1. It consumes a lot lot less power 
2. the Dark colours . esp Blacks are Exellent , even better than the iphone or N97 . it feels as if the pixals are actually turned Off like in plasma displays , giving very natural blacks .

also the avaibelity of ngage is good , there is a good library for all types of games . the graphics are good as for a phone but definetly not the best availeble .

secondly the S60 supports many softwares which were not possible on S40 or SE phones . this gives us a lot of flexibility as i have been using the phone as a download box at nite .

another plus point of the phone is the battery life , i practically haven't charged the phone with the charger for 10+ days with regular use of 5-6 hrs per day . the phone is charged whenever i plug it in computer for data transfer , 

the keypad is good for daily SMSing and even web surfing , the button position and size is not bad and we could type fast for day to day work .

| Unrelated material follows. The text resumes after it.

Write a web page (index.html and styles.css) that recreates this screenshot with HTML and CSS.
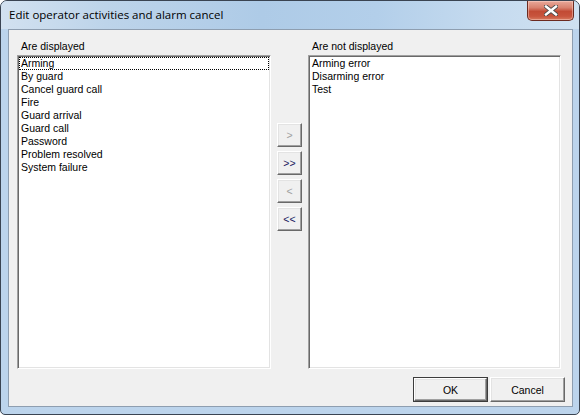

the camera quality is outstanding at daytime and the flash is pretty powerful at  nite times . the camera isnt disappointing and the quallity is good for both pictures and videos .

Music Quality is ok but not as good as 5130 , it is fine if listioning just in earphones .

but i have only one disappointment with the phone that in bright sunlight the redability is almost zero , i have to use my hands to see whats is onscreen .
but indoors it is brillient .

PS : i would also like to mention that the feature that many ppl dont even use , but i like that feature very much is of acting this phone as a DLAN Media  server and client . my home network is configured to air terrabytes of media contents , so i could easily pull many files to the phone without syncing


----------



## Goten (Sep 11, 2009)

I own a N85.....Its been with me since 8 months.
I hate this fone....Slobby, hangs n restarts.
Camera is only good at daytime.
Wifi cannot be manually configured.
N gage games suck coz i own a  psp.
Actually i also like its screen coz thats awesome.
But rest of it....Its pretty bad...I do everything to keep it running in gud condition....still it hangs n many a times restarts.
LOL.
I vented out frustration for this fone.
-----------------------------------------
Posted again:
-----------------------------------------
I own a N85.....Its been with me since 8 months.
I hate this fone....Slobby, hangs n restarts.
Camera is only good at daytime.
Wifi cannot be manually configured.
N gage games suck coz i own a  psp.
Actually i also like its screen coz thats awesome.
But rest of it....Its pretty bad...I do everything to keep it running in gud condition....still it hangs n many a times restarts.
LOL.
I vented out frustration for this fone.


----------



## max_demon (Sep 11, 2009)

Goten said:


> I own a N85.....Its been with me since 8 months.
> I hate this fone....Slobby, hangs n restarts.
> Camera is only good at daytime.
> Wifi cannot be manually configured.
> ...



lol i face none of problems u told . Peforms well in day 2 day apps . Hanged never in past week . Camera flash is powerful than expected.though not good @ nite times . 

I also own a psp , but its graphics suck coz i own a ps3 .
Every device has diff capibilitis


----------



## LegendKiller (Oct 2, 2009)

i am using a n85 myself since april'09 and haven't faced any problems either in software pr hardware.....
my slider is till rock solid and not wobbly..........i rate it very highly....


----------